Disability advocate Jax Jacki Brown spoke about the intersection of disability and sexuality at the opening of the 2018 Australian Ally Conference in Perth on Thursday.
Brown reflected on The Politics of Pashing, an article she wrote for Archer magazine about pashing in public. The article featured an image of Brown in her wheelchair locking lips with her same-sex partner on a crowded Melbourne street.
“It was about how pashing as a queer disabled person in a particularly public space was an act of activism.” Brown said.
“I really hadn’t seen anywhere in the media, in popular culture, on the street, queer disabled people having a pash. You hardly see disability and sexuality depicted at all in the media… people with disabilities are presumed to be non-sexual or for people with intellectual disabilities the presumption is often that they will be hyper-sexual.

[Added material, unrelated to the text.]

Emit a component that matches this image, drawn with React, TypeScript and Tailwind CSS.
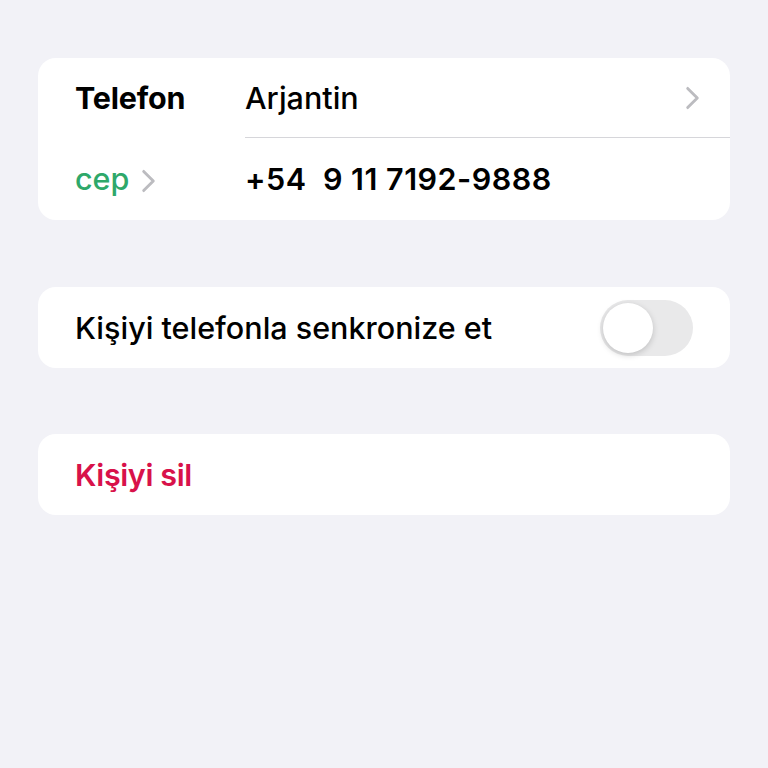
import { ReactNode } from "react";

function Card({ children }: { children: ReactNode }) {
  return <div className="mx-[38px] overflow-hidden rounded-[18px] bg-white">{children}</div>;
}

function Chevron({ className }: { className?: string }) {
  return (
    <svg viewBox="0 0 12 20" className={className} fill="none">
      <path d="M2 2l8 8-8 8" stroke="currentColor" strokeWidth="2.4" strokeLinecap="round" strokeLinejoin="round" />
    </svg>
  );
}

export default function App() {
  return (
    <div
      className="flex h-[768px] w-[768px] flex-col bg-[#f2f2f7] pt-[58px] text-black"
      style={{ fontFamily: "Inter, 'Noto Sans', sans-serif" }}
    >
      <Card>
        <div className="flex h-[80px] items-center">
          <span className="w-[207px] pl-[37px] text-[30.5px] font-bold tracking-[-0.2px]">Telefon</span>
          <div className="flex h-full flex-1 items-center justify-between border-b border-[#d6d6da] pr-[30px]">
            <span className="text-[30.5px] font-medium">Arjantin</span>
            <Chevron className="h-[24px] w-[15px] text-[#bcbcc0]" />
          </div>
        </div>
        <div className="flex h-[82px] items-center">
          <div className="flex w-[207px] items-center gap-[12px] pl-[37px]">
            <span className="text-[30.5px] font-medium text-[#2ea86a]">cep</span>
            <Chevron className="mt-1 h-[24px] w-[15px] text-[#bcbcc0]" />
          </div>
          <span className="text-[30.5px] font-semibold tracking-[0.5px] whitespace-pre">+54  9 11 7192-9888</span>
        </div>
      </Card>

      <div className="mt-[67px]">
        <Card>
          <div className="flex h-[81px] items-center justify-between pl-[37px] pr-[37px]">
            <span className="text-[30.5px] font-medium">Kişiyi telefonla senkronize et</span>
            <div className="flex h-[56px] w-[93px] items-center rounded-full bg-[#e9e9ea] p-[3px]">
              <div className="h-[50px] w-[50px] rounded-full bg-white shadow-[0_2px_6px_rgba(0,0,0,0.18)]" />
            </div>
          </div>
        </Card>
      </div>

      <div className="mt-[66px]">
        <Card>
          <div className="flex h-[81px] items-center pl-[37px]">
            <span className="text-[30.5px] font-semibold tracking-[-0.4px] text-[#d8124a]">Kişiyi sil</span>
          </div>
        </Card>
      </div>
    </div>
  );
}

“We’re depicted as being undesirable, weak, as being dependent, as being grateful that anyone at all would ever find us desirable. And also, often people with intellectual disability – as lacking the capacity to give consent.”
Brown suggested a better way forward would be to adopt an intersectional approach.
“We must adopt an intersectional approach to understanding the experiences of the LGBTIQ community with disabilities. Intersectionality provides us with a political framework to understand how multiple forms of discrimination are experienced and lived.” Brown said. “Our identities don’t exist in a vacuum, they overlap and inform each other.”
Brown said queer people with disability faced many challenges including facing higher rates of violence and lack of recognition of their sexuality from support workers.
The activist noted that people often think of the needs of disabled people in relation to their physical access to buildings and spaces, but rarely considered their need to access dating and relationships. “These are also issues of access.” Brown said.